“Canadian Inflation Dips to 3.8% Keeping BoC On The Sidelines” from @DLCCanadaInc Chief Economist
According to Bloomberg calculations, another critical measure, a three-month moving average of underlying price pressures, fell to an annualized pace of 2.96% from 3.67% a month earlier. It’s an important metric because Bank of Canada Governor Tiff Macklem has said policymakers are tracking it closely to understand inflation trends.
Today’s news shows that tighter monetary policy is working to bring down the inflation rate. In its Monetary Policy Report last month, the Bank of Canada expected the CPI to average 3.5% through mid-2024. Cutting its economic forecast, the Bank forecasted it would hit its 2% inflation target in the second half of 2025.

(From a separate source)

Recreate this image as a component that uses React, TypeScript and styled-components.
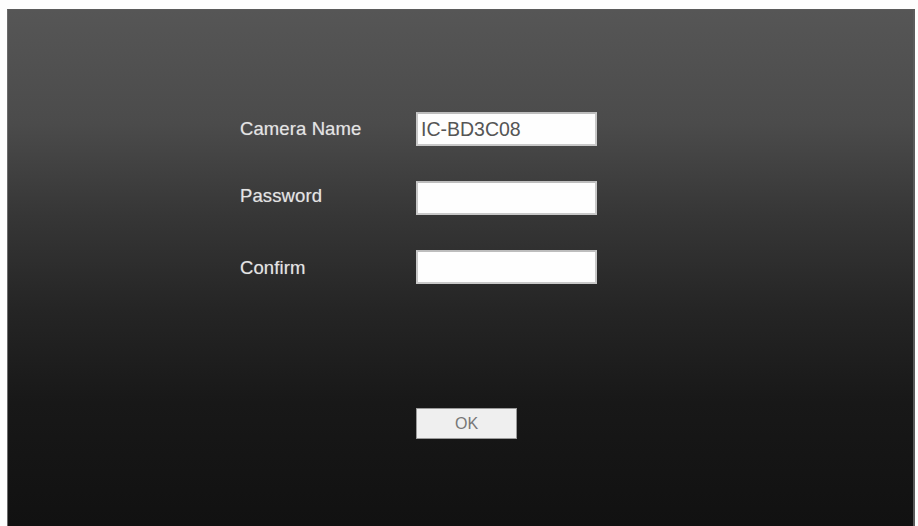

Given today’s data and the likely significant slowdown in Q3 GDP growth, released on November 30, and the Labour Force Survey for November the following day, policy rates have peaked. Governor Tiff Macklem will give a speech on the cost of high inflation in New Brunswick tomorrow, and the subsequent decision date for the Governing Council is December 6th. The Bank’s inflation-chopping rhetoric may be relatively hawkish, but the expectation of rate cuts could spur the spring housing market.
The economists at BMO have pointed out that “three provinces now have an inflation rate below 2%, while only three are above 3%, so much of the country is already seeing serious signs of stabilization. (Unfortunately, the two largest provinces have the fastest inflation rates—Quebec at 4.2% and Ontario at 3.3%).” There is no need for the Bank to raise rates again, and they could begin to cut interest rates in the second quarter of next year.